Believe it or not, this isn't the first D.C. vs. Vegas postseason matchup

In what is perhaps the most unexpected Stanley Cup Final pairing in recent memory, the Washington Capitals and the Las Vegas Golden Knights are going to make history this year.

Either it is going to be the first expansion team to win a title in their first season, or it will be a team looking to end a 27-year title drought for one of the biggest cities in the United States.

But what it will not be is the first D.C. vs. Vegas postseason matchup.

Going even farther back than the Capitals last Stanley Cup appearance (1998), the Georgetown Hoyas and UNLV Rebels met in the 1991 NCAA Men’s Basketball Tournament.

Sin City took the first, and up until now, the only postseason bout between these two cities. The Larry Johnson-led University of Las Vegas squad powered right past the Hoyas in the Second Round of the NCAA Tournament.
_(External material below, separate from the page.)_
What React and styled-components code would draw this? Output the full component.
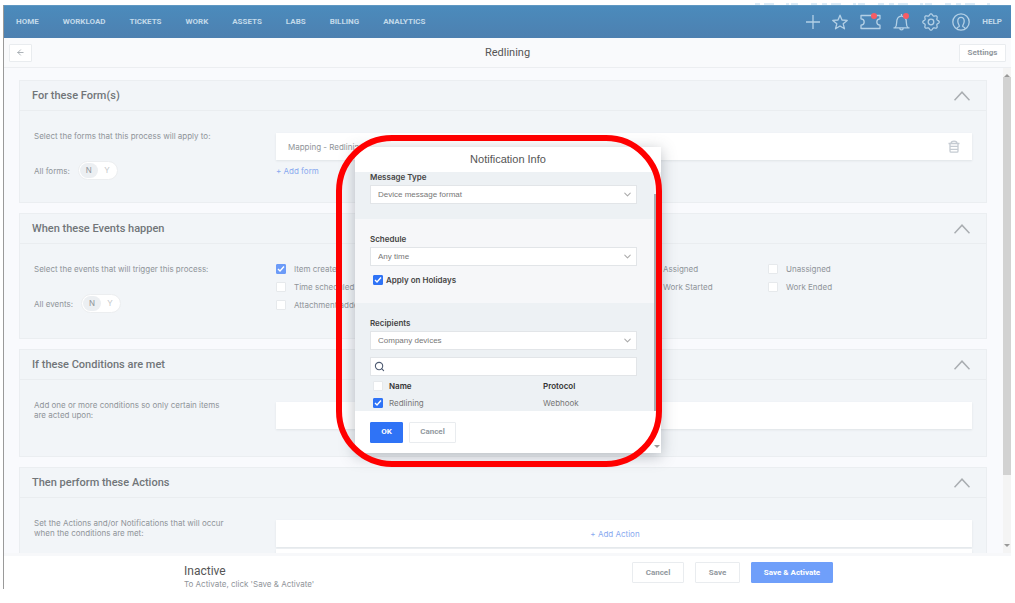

[D.C. sports and Second Rounds, I know right?]

Coming fresh off the NCAA title in 1990, UNLV waltzed right to the Final Four before meeting their demise against Duke. It also ended up being the last game for Dikembe Mutombo in a Georgetown uniform.

While in all likely-hood this will not be the final game/ series for Alex Ovechkin rocking the red, it may be his last and only chance for him to play this far into a postseason.

In the past two seasons, Vegas has gone from zero professional teams to having a Stanley Cup contender, a WNBA franchise, and lined up to take over the Oakland Raiders in 2020. 

Now time for the Golden Knights' Cinderella story to come up a little bit short.